Converting to Europe’s green transition renewable energy sources is a possible solution to the crisis

In response to mounting criticism of the European Green Deal, Simson stated that the only way to avoid future price crises was to convert to renewable energy sources that are locally produced, independent, and significantly less expensive. 

“We’re about halfway through the energy transition, like growing pains from the low-carbon transition,” Tim Gore of the IEEP explained. “We’re dealing with the fact that we’ve taken some coal out of the system, but we still have too much gas, and renewables are coming online but not fast enough to reduce demand.” 

Brussels asks EU countries to speed up building renovations as part of the Green Deal to be better prepared for extreme weather, such as cold snaps and heatwaves, and therefore reduce their reliance on heating and cooling systems. 

In response to mounting criticism of the European Green Deal, Simson stated that the only way to avoid future price crises was to convert to Europe's green transition renewable energy sources that are locally produced, independent, and significantly less expensive.
In response to mounting criticism of the European Green Deal, Simson stated that the only way to avoid future price crises was to convert to renewable energy sources that are locally produced, independent, and significantly less expensive. (Image: Robert Gerhardt via Dreamstime)

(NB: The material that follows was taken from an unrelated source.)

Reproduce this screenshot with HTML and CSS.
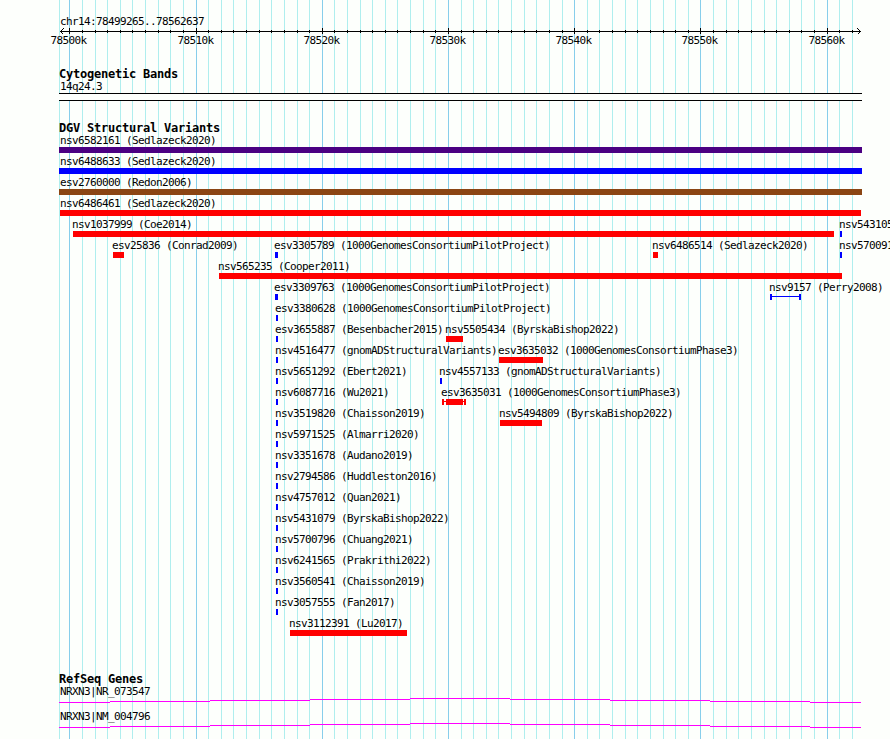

Economy vs climate: An issue worth talking about

The current energy crisis has hit the Commission at an inopportune time: in July 2021, the executive announced a comprehensive package of legislative proposals to reduce EU greenhouse gas emissions by at least 55 percent by the end of the decade. The construction of a new, stand-alone Emissions Trading System to cover polluting fuel used for heating buildings and vehicle transport is one of the draft legislations. 

The proposal drew a mixed response, with some MPs vehemently opposing it because of the possible harm to the middle class. The European Commission, which emphasizes that all carbon must be priced, regardless of source or reason, is now preparing to launch legislative negotiations with the European Parliament and the EU Council, a debate already influenced by the deepening price crisis.

EU leaders want energy to become more affordable to maintain European companies’ competitiveness and reap the benefits of a booming economy. However, how to do so without jeopardizing climate goals is debatable. So is this a call for a return to fossil fuels or will Europe’s green transition agenda remain intact?